## Goal
Write out the opening lines of the data word for word, up to and including the line with "const td = 'border border-[#dcdcf5] px-2';", and leave every picture and every later line out.

--- Begin Data extract ---

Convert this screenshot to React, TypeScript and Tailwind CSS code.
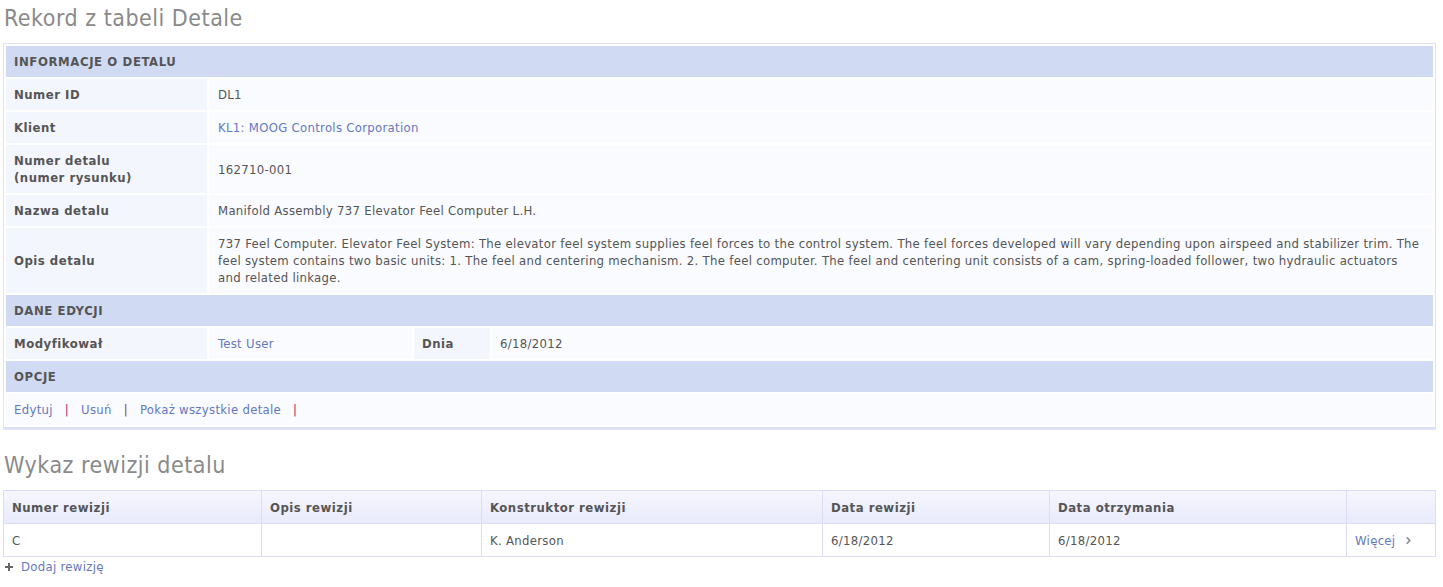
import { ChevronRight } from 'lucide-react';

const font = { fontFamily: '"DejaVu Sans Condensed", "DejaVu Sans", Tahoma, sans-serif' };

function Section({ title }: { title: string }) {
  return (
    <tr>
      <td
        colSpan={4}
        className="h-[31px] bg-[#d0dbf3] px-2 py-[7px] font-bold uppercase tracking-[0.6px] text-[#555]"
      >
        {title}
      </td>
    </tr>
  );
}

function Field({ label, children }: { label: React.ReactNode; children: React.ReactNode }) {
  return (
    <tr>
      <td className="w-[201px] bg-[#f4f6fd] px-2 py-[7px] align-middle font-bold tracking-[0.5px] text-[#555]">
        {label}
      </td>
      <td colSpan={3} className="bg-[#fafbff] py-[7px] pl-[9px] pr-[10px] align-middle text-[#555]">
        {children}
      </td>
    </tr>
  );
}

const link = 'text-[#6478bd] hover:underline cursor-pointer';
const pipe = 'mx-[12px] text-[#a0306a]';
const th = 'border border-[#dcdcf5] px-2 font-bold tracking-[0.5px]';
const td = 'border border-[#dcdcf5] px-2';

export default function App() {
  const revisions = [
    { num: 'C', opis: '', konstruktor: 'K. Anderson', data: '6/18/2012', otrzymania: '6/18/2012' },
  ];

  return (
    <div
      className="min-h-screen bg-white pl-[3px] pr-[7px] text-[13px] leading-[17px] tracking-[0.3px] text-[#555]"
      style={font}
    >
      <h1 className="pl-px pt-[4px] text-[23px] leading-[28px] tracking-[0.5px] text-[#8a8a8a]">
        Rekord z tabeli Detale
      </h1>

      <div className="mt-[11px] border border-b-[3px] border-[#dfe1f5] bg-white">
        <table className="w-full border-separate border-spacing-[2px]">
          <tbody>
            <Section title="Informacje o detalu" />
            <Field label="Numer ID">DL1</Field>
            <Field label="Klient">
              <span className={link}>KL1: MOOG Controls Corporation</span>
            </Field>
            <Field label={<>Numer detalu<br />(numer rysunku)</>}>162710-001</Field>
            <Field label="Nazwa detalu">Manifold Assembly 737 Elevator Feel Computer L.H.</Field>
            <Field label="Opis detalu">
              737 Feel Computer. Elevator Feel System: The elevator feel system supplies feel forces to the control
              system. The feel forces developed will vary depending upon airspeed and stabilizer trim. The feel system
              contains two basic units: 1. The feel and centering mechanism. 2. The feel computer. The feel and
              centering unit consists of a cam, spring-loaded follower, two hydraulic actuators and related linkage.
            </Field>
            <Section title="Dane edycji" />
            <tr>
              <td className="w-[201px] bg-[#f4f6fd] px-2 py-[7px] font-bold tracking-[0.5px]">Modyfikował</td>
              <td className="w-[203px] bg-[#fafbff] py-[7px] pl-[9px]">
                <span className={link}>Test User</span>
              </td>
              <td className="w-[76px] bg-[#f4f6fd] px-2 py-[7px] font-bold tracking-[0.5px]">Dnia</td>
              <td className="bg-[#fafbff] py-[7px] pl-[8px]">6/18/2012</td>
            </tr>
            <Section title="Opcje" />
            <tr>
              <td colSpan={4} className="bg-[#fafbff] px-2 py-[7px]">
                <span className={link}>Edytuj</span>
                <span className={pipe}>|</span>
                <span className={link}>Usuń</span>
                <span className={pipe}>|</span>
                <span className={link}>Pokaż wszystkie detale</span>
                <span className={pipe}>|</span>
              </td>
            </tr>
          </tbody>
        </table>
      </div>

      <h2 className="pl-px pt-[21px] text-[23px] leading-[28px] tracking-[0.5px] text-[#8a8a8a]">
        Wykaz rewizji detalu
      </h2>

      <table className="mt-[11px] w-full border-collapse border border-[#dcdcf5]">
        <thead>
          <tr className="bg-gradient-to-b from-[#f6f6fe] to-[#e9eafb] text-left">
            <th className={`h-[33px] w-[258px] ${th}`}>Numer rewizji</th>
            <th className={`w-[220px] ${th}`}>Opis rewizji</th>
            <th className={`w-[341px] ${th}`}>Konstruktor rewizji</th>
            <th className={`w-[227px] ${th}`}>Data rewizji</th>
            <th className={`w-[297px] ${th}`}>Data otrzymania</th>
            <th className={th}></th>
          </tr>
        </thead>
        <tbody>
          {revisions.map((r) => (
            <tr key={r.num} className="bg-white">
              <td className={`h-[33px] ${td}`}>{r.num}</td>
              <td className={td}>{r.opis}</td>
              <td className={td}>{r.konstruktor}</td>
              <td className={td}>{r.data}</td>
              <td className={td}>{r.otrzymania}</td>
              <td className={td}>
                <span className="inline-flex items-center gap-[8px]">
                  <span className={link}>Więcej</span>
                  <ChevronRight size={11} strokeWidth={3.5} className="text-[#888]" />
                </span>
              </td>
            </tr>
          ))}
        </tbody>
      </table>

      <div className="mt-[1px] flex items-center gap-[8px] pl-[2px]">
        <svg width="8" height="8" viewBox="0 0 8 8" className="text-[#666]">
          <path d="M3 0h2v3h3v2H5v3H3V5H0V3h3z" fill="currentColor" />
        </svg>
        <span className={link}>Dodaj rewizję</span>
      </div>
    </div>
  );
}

--- End Data extract ---

## Solution to this exercise
Convert this screenshot to React, TypeScript and Tailwind CSS code.
import { ChevronRight } from 'lucide-react';

const font = { fontFamily: '"DejaVu Sans Condensed", "DejaVu Sans", Tahoma, sans-serif' };

function Section({ title }: { title: string }) {
  return (
    <tr>
      <td
        colSpan={4}
        className="h-[31px] bg-[#d0dbf3] px-2 py-[7px] font-bold uppercase tracking-[0.6px] text-[#555]"
      >
        {title}
      </td>
    </tr>
  );
}

function Field({ label, children }: { label: React.ReactNode; children: React.ReactNode }) {
  return (
    <tr>
      <td className="w-[201px] bg-[#f4f6fd] px-2 py-[7px] align-middle font-bold tracking-[0.5px] text-[#555]">
        {label}
      </td>
      <td colSpan={3} className="bg-[#fafbff] py-[7px] pl-[9px] pr-[10px] align-middle text-[#555]">
        {children}
      </td>
    </tr>
  );
}

const link = 'text-[#6478bd] hover:underline cursor-pointer';
const pipe = 'mx-[12px] text-[#a0306a]';
const th = 'border border-[#dcdcf5] px-2 font-bold tracking-[0.5px]';
const td = 'border border-[#dcdcf5] px-2';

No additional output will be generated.